> **TASK STATEMENT**
Identify and copy all lines of the material where the string "code" is found.
··· INFORMATION PROVIDED ···
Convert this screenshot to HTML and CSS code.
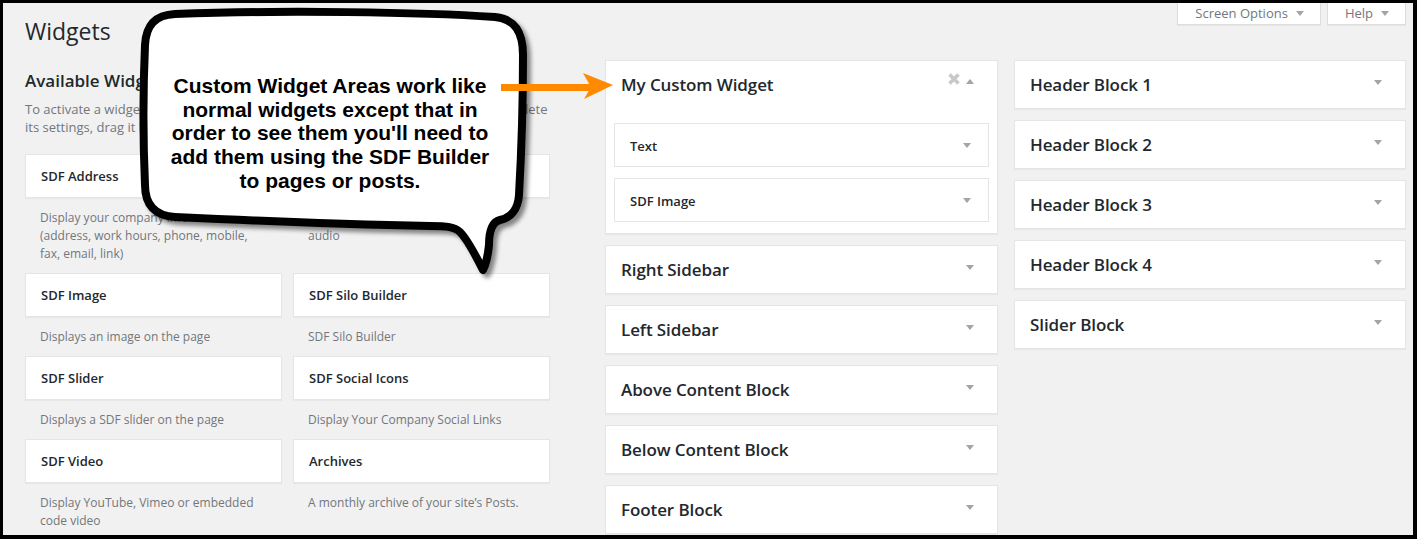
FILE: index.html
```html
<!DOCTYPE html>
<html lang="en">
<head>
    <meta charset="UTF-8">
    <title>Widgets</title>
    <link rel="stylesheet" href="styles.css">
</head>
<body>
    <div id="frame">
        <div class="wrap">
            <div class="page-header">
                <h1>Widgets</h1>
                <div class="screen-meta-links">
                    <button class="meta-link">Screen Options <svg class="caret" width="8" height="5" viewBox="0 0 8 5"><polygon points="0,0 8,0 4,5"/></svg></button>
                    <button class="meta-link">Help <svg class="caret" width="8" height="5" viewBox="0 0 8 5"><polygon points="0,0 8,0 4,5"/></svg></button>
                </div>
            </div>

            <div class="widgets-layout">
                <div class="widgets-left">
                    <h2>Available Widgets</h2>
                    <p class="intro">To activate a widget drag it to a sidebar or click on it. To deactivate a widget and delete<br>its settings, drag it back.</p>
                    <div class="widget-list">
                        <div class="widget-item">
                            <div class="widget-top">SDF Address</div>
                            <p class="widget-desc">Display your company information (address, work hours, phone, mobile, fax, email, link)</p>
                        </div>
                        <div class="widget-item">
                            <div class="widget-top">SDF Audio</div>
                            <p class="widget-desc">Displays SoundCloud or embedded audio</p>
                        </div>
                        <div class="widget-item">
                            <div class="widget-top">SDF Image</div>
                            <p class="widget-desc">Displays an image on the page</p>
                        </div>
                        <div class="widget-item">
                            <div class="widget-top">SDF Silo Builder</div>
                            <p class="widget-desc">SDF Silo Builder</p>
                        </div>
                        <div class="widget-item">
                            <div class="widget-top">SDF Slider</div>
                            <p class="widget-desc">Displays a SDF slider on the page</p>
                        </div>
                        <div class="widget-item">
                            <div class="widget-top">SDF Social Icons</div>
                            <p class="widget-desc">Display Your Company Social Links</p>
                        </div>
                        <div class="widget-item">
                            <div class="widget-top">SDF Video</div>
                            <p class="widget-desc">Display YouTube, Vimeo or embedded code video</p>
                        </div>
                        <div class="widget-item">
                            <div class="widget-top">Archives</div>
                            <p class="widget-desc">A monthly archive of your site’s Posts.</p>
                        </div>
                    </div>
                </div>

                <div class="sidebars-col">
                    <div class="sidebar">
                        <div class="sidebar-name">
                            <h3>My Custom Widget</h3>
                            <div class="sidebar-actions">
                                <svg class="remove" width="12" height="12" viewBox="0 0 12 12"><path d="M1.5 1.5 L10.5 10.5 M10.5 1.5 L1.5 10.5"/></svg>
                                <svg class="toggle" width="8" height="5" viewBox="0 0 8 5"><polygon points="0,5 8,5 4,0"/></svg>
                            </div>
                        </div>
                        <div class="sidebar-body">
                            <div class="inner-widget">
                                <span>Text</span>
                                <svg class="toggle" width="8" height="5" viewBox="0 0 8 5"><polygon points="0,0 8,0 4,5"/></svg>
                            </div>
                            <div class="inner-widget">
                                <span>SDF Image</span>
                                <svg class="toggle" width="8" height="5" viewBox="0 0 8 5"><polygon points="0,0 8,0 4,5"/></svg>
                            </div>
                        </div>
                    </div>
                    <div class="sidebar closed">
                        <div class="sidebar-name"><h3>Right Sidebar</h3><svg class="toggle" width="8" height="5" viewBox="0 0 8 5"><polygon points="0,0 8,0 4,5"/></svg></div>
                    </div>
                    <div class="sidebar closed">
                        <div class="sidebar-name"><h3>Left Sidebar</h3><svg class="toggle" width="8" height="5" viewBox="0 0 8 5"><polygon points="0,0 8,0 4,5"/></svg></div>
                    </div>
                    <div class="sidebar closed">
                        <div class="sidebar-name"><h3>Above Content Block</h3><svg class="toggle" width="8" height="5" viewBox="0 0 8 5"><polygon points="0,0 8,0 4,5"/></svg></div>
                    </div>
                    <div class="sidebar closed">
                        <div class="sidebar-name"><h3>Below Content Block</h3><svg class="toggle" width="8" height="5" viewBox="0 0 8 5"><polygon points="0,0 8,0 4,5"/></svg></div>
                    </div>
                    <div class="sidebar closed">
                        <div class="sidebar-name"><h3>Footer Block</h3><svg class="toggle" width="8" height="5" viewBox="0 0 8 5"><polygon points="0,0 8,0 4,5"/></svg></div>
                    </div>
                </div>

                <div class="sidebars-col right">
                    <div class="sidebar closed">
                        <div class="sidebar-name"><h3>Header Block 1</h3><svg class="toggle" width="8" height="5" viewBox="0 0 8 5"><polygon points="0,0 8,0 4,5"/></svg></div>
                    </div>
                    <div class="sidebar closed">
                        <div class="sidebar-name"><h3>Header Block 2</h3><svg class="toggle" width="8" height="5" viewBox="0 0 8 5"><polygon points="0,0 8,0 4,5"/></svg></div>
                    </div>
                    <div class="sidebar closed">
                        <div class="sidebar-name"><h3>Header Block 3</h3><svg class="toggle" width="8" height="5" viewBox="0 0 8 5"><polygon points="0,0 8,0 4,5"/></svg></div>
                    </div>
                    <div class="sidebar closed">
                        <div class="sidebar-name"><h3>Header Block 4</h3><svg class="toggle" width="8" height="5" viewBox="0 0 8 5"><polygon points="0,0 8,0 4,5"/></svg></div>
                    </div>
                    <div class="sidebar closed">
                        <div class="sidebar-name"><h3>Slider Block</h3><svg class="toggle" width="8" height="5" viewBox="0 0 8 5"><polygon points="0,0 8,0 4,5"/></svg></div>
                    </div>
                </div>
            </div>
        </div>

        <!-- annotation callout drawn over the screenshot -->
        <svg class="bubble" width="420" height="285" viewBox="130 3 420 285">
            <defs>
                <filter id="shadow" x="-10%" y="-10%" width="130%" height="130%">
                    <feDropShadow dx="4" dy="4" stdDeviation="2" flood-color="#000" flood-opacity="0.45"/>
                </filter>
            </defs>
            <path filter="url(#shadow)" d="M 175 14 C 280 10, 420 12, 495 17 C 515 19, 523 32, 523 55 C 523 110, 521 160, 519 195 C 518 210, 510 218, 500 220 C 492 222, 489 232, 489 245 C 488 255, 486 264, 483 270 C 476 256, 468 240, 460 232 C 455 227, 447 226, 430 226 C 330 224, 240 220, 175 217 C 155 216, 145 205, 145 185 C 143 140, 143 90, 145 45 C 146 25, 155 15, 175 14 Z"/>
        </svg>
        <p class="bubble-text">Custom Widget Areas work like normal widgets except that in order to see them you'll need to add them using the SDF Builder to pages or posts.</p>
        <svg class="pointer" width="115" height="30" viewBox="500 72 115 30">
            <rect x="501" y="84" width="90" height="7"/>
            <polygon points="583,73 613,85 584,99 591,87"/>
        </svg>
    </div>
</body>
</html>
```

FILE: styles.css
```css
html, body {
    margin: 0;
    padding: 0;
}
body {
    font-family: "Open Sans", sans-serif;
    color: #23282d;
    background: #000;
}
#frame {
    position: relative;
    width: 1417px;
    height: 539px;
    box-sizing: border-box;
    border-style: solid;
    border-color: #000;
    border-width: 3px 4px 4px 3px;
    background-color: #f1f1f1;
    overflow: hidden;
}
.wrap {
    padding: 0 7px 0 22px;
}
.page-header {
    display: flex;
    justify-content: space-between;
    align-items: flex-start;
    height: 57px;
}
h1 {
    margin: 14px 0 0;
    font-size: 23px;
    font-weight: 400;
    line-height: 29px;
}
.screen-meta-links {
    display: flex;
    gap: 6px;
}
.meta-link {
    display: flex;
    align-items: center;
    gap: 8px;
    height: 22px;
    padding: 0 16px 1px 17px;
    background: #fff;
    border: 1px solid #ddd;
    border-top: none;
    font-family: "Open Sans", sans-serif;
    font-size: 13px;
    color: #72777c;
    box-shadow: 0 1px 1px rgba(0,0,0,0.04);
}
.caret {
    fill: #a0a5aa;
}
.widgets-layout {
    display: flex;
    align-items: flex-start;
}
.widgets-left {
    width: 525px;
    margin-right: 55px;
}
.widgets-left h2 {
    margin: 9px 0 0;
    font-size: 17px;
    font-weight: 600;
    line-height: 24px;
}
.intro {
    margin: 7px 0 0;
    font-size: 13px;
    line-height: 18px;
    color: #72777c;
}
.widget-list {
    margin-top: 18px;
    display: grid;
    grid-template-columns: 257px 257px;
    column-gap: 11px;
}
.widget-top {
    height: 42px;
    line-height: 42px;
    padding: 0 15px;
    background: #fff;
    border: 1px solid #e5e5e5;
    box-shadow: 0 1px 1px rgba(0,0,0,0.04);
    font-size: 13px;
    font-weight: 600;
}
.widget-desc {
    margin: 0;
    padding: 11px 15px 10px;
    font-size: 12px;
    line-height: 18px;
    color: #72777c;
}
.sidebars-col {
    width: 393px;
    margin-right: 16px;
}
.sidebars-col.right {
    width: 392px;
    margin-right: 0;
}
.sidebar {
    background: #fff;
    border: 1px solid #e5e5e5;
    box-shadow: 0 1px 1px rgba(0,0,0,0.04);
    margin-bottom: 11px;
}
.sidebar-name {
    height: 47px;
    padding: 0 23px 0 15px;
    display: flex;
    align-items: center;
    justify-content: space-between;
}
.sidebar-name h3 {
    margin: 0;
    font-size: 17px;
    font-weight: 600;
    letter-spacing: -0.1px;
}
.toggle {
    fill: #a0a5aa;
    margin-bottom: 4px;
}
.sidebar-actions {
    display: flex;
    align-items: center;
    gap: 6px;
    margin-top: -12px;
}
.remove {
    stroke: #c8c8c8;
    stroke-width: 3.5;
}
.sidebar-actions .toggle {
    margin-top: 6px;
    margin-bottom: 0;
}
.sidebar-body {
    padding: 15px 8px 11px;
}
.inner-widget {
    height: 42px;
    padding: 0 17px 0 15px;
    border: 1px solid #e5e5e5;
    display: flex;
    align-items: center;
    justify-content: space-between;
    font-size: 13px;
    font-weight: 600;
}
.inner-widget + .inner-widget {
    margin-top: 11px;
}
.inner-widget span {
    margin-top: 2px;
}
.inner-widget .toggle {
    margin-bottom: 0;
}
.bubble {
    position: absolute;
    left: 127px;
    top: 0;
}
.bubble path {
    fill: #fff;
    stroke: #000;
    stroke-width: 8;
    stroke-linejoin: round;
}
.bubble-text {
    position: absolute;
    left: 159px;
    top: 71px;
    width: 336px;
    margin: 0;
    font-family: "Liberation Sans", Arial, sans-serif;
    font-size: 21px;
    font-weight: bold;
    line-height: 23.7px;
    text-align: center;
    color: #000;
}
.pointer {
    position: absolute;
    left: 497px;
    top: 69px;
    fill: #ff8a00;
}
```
···
> **FULL ANSWER**
Convert this screenshot to HTML and CSS code.
                            <p class="widget-desc">Display YouTube, Vimeo or embedded code video</p>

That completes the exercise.